Post by TheMarcksPlan » 20 May 2020 08:04

Carl Schwamberger wrote:Eventually a complete occupation of FIC with 140,000 soldiers& naval personnel in the summer of 1941 resulted in the US Freezing of Japanese assets in the US (shutting Japan off from the US/British banking system & thus from global trade).
Right. My thought was that the trade repercussions of Kantokuen would be about the same as the FIC move, which was undertaken pursuant to the decision for the Southern Strategy instead of Northern. Kantokuen would launch at about the same time as the OTL FIC full invasion, which is what spurred the final round of trade moves that forced Japan into a decision of surrender or attack.

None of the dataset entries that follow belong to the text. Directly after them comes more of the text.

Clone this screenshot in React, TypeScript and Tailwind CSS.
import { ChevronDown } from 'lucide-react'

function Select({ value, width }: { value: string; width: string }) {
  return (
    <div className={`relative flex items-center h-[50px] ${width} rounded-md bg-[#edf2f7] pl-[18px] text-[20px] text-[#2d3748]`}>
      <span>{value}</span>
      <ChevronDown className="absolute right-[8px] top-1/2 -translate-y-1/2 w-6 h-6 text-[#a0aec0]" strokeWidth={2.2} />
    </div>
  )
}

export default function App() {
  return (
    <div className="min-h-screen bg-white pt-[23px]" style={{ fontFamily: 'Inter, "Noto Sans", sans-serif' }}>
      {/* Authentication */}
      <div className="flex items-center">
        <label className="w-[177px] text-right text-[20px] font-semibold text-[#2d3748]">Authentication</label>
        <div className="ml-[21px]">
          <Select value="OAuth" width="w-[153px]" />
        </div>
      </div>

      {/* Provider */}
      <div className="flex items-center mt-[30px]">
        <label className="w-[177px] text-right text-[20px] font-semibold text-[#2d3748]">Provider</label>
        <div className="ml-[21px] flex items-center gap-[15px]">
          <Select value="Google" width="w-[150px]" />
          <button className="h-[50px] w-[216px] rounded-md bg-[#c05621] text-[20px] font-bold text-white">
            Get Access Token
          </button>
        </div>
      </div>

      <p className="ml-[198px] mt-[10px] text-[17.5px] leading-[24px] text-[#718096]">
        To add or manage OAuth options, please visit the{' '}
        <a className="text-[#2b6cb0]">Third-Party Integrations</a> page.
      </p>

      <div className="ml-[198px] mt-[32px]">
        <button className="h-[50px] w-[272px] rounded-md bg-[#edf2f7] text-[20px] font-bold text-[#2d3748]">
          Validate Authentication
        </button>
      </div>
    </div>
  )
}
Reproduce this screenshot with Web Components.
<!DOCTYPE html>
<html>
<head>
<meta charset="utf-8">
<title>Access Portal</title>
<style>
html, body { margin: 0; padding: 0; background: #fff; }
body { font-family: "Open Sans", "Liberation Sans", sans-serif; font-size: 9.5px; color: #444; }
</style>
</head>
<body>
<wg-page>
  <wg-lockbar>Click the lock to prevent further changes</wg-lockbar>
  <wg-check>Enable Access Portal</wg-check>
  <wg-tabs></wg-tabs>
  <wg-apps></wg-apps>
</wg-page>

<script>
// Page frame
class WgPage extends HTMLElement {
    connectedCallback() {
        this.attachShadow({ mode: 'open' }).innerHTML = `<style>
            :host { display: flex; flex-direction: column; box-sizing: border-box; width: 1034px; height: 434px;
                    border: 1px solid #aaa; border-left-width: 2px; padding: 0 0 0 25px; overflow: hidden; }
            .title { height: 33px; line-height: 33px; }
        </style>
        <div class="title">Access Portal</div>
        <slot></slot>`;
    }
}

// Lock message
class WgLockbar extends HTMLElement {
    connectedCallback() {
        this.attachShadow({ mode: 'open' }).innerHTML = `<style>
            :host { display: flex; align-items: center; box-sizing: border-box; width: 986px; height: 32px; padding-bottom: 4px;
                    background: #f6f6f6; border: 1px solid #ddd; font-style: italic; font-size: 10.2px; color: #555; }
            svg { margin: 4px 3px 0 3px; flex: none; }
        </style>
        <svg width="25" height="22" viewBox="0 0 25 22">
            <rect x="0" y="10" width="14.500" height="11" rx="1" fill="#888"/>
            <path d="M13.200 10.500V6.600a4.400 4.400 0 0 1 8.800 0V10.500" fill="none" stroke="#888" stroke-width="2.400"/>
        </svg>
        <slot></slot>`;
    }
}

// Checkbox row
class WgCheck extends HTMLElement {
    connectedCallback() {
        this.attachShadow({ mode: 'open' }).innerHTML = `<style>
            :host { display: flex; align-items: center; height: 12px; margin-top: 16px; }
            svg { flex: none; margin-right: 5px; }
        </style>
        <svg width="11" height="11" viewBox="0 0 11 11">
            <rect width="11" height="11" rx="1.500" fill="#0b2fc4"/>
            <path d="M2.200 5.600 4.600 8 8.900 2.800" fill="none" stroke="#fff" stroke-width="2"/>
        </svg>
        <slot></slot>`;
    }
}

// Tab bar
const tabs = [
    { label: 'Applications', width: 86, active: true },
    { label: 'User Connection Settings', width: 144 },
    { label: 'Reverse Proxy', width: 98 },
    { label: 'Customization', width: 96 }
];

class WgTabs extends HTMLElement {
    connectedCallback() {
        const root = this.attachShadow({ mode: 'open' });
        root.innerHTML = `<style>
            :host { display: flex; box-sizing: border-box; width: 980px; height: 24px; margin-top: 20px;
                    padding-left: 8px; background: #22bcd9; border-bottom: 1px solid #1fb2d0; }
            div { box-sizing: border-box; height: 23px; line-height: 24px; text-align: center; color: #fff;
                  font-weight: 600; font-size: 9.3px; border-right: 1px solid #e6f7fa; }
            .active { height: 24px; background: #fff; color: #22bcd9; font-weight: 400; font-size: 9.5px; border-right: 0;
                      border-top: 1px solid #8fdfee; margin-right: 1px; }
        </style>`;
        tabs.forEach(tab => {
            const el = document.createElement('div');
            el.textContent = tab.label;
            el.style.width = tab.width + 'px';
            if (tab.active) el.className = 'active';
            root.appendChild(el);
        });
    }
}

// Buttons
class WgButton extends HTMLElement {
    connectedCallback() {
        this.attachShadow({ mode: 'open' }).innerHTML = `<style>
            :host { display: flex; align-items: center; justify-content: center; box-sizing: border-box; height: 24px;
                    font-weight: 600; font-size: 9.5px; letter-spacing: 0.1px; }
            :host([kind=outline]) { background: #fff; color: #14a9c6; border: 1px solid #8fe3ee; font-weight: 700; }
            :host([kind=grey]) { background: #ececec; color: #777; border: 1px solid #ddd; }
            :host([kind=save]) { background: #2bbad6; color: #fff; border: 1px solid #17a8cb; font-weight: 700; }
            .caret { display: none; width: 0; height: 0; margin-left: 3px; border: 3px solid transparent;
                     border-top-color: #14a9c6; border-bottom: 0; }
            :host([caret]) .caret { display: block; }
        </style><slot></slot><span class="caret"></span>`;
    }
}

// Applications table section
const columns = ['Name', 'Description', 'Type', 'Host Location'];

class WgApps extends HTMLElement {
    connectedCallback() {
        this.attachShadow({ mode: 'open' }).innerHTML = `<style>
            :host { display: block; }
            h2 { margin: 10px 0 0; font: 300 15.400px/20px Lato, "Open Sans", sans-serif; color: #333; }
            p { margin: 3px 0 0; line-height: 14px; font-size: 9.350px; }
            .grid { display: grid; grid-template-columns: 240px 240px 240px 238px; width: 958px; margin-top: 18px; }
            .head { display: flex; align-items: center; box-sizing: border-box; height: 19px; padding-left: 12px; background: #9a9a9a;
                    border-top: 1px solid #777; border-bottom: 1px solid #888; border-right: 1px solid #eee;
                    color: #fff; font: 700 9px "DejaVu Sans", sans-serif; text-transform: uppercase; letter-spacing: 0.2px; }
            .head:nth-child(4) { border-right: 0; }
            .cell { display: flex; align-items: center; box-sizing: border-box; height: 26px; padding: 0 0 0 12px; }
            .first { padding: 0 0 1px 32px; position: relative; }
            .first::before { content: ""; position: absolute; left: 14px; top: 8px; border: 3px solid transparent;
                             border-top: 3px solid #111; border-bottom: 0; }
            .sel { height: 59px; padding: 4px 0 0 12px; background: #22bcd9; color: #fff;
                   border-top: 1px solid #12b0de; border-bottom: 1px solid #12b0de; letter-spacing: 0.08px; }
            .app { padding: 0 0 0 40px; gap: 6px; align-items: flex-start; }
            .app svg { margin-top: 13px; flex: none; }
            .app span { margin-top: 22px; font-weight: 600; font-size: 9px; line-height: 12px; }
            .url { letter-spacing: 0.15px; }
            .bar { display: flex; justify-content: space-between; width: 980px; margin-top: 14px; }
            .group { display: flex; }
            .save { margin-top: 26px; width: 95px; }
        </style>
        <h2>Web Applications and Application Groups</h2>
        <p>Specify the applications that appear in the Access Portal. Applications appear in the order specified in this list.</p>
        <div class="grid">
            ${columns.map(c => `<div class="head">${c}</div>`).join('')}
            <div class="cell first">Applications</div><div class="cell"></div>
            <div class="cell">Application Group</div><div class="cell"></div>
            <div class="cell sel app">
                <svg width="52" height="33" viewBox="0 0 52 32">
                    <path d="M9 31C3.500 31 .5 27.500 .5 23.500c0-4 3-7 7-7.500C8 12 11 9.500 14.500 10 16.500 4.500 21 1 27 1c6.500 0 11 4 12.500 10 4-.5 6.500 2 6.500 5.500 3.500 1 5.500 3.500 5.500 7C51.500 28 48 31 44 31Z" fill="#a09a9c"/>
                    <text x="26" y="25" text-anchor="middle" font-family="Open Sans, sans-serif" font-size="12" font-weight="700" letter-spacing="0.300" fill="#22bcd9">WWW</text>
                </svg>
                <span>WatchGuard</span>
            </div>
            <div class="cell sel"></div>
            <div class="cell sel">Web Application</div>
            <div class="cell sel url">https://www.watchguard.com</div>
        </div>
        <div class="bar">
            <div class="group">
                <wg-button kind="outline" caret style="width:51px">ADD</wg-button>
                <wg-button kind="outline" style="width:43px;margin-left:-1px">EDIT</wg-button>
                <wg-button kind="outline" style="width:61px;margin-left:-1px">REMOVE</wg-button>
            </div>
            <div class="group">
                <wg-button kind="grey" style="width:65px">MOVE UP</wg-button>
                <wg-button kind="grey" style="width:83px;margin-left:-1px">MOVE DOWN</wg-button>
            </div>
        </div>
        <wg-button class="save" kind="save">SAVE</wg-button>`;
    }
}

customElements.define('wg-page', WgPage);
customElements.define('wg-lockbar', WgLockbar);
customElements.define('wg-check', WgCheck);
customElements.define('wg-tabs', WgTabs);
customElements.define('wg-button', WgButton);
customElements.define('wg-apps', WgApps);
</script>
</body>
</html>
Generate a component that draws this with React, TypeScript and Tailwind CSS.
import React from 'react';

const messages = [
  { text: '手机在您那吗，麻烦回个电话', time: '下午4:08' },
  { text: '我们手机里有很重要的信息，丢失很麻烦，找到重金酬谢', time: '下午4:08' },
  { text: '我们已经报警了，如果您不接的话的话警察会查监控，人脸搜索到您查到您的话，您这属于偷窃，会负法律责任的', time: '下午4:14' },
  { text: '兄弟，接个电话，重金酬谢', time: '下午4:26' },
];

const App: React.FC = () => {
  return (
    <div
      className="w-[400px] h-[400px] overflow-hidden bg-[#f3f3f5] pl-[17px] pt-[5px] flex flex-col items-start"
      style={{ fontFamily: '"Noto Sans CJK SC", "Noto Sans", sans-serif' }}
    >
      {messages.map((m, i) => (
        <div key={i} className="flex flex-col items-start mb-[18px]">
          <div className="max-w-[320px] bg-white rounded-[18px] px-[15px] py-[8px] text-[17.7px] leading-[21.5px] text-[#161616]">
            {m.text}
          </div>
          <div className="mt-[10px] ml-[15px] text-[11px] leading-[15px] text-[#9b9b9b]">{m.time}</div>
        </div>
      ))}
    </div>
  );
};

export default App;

I don't see Kantokuen happening except in conjunction with something like my Eastern Front ATL's wherein the SU is clearly on the road to collapse: the Japanese leadership viewed the Soviet Far East as a "Persimmon" that had to "ripen" before they could take it. I.e. they waited to see whether the SU was likely on the road to imminent defeat. When the Ostheer looked stalled at Smolensk and Kiev in July/August, it sealed the decision not to launch Kantokuen.

--------------------------------

More serious than the trade implications would be the delay in Japan's move on the DEI. They didn't use a ton of soldiers in that move OTL but Kantokuen will still at least delay it, if only for shipping reasons.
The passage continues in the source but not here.